Он хотел прибавить, что ему осталось два-три месяца до естественной развязки, но удержался.
– Можно передать вашей матери, что вы, может быть, воротитесь к ней… другим человеком?
– Нет, нет… этого нельзя… Ни к ней, ни к вам никаким я никогда не вернусь!..
Он быстро повернулся к двери.
Она крикнула вдогонку первое, что сообразила:
– Возьмите хоть денег на дорогу.
Она догнала его и сунула ему в руку свой кошелек.
Карташев хотел было повернуться, чтобы сказать что-то еще, но слезы заволакивали глаза, он боялся расплакаться и, судорожным движением оттолкнув ее руку с деньгами, исчез в дверях.
Наташа, уложив мать, тихо, рассеянно, равнодушно шла из спальни матери. Она вторую ночь не смыкала глаз; она устала, в ушах был какой-то страшный шум и все вертелась любимая песня Мани. И так отчетливо она слышала выразительный голосок Мани, так отчетливо, что слезы выступали на глаза, и, подавляя их, она еще равнодушнее смотрела по сторонам. В гостиной брата не было. Она прошла в переднюю, вошла в кабинет и устало спросила Горенко:
– Где брат?
– Он ушел.
– Куда? – встрепенулась вся до последнего нерва Наташа.
– Ушел, чтоб умереть или вернуться в свою семью человеком… – угрюмо ответила Горенко.
Наташа молча, точно не понимая, смотрела на Горенко.
– Зачем вы его не удержали?
– Зачем я буду его удерживать? на что вам такой? а другим не у вас же он станет!
Горенко говорила жестко и резко.
Наташа растерянно присела и с упреком смотрела на подругу.
– У вас нет сердца, – проговорила она и, закрыв лицо руками, как-то взвизгнув, жалостно заплакала.
Она плакала все громче и громче, плач перешел в судорожные вопли, рыдания, а Горенко быстро бегала по комнате, нервно ломая руки.
– Боже мой, боже мой!
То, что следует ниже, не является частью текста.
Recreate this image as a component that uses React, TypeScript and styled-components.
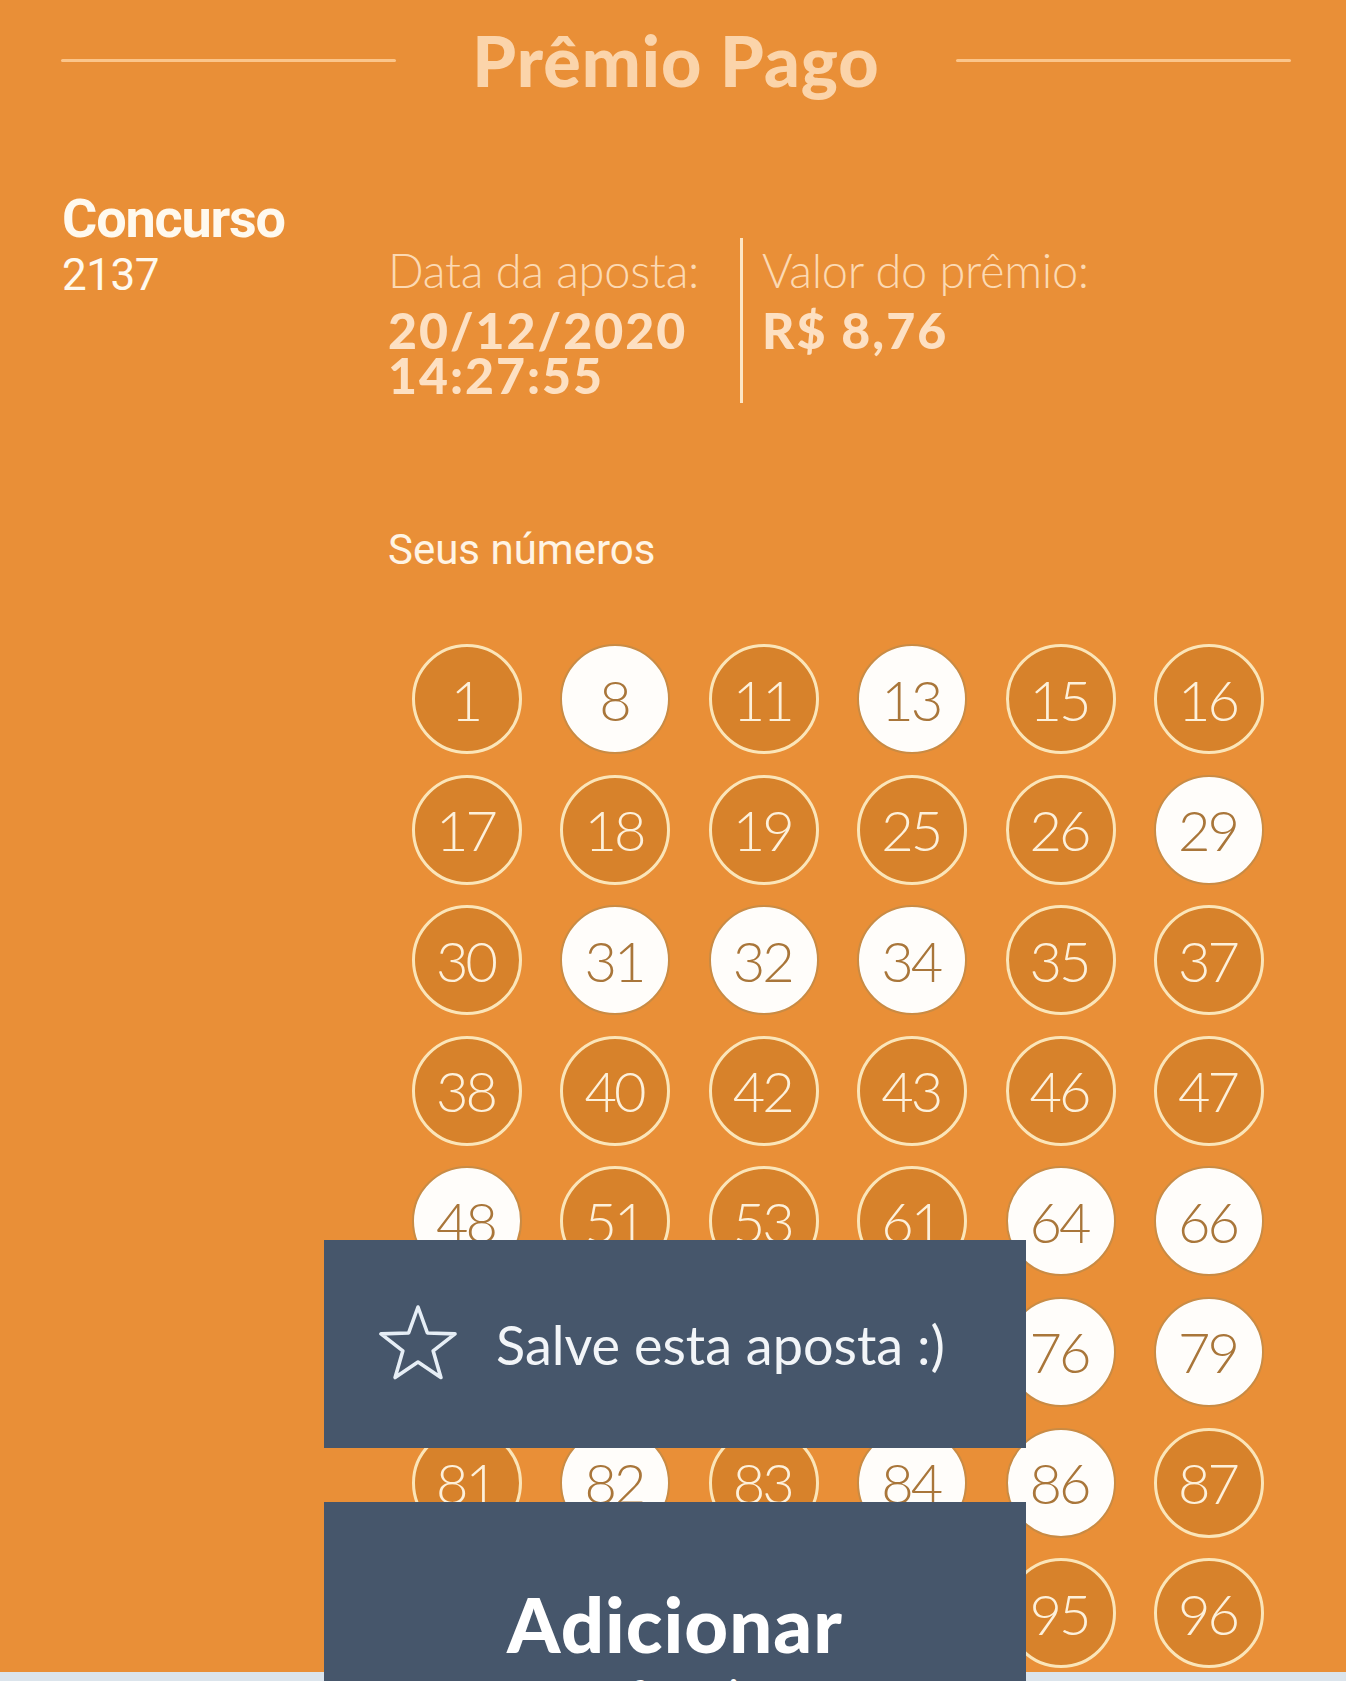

Наташа, ради бога, точно на разных языках мы говорим с вами. Наташа! было время, я не меньше вашего его любила…
Горенко говорила долго и много.
Наташа стихла. Она положила голову на руки, молчала и только изредка вздрагивала. Острая боль сменилась каким-то сладким успокоением. Где-то далеко, далеко раздается голос Горенко, что-то сверкает, точно в ярких лучах солнца: то церковь стройной вершиной уходит в небо; она с Корневым в их деревенском саду; монахиня на коленях, та, о которой говорил тогда Корнев; несется тихое, стройное, нежное пение:
Свете тихий, святыя славы…
И все вдруг стихло и потонуло в бесконечном покое… Страшный мрак… Растерянная Наташа с диким криком бросилась к Горенко.
– Где я, где я?!
Она обхватила Горенко и тяжело, не удержавшись, опустилась по ней на пол.
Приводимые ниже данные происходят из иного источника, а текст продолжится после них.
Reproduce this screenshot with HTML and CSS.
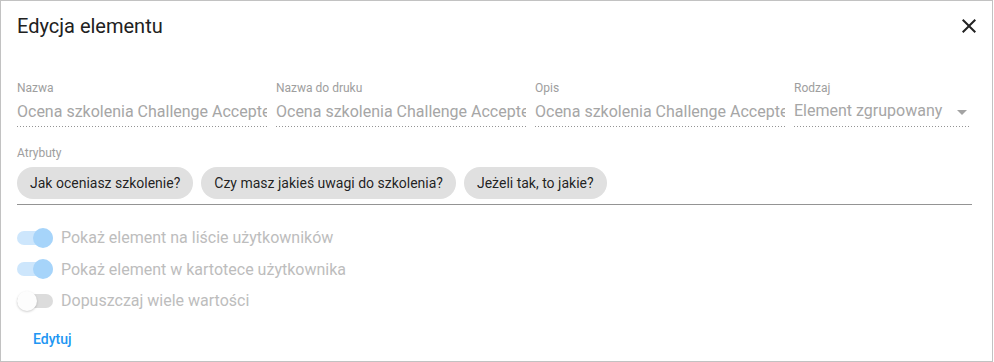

– Наташа, милая Наташа! – потрясенная ужасом, закричала, в свою очередь, Горенко. – Кто-нибудь на помощь!
Часы медленно пробили восемь.
– Боже мой, какой ужасный день, а только восемь часов, – шептала в ожидании прихода кого-нибудь Горенко.
В дверях стояла Аглаида Васильевна и смотрела на нее напряженными горящими глазами.
– Со стороны смотреть – ужасный, – проговорила она, – а переживать его?!
Аглаида Васильевна вдохновенно, гордо показала рукой вверх.
– Переживем: тот, кто посылает крест, дает и силы.
И, подойдя к лежавшей на полу Наташе, голосом бесконечной любви и ласки она нежно произнесла:
– Наташа!
Наташа открыла глаза.
– Пойдем с мамой, моя голубка дорогая… пойдем, ляжем… Уснет моя Наташа.
У Наташи дрогнуло лицо, и, поднимаясь, она растерянно, жалобно проговорила:
– Мама?!
– Мама, твоя мама!
И, нежно увлекая за собой дочь, обводя Горенко взглядом твердым, не просящим ни у кого помощи, чистым и спокойным, устремленным куда-то вдаль, туда, где осталась ее молодость, вся ее жизнь, Аглаида Васильевна вышла с дочерью из комнаты.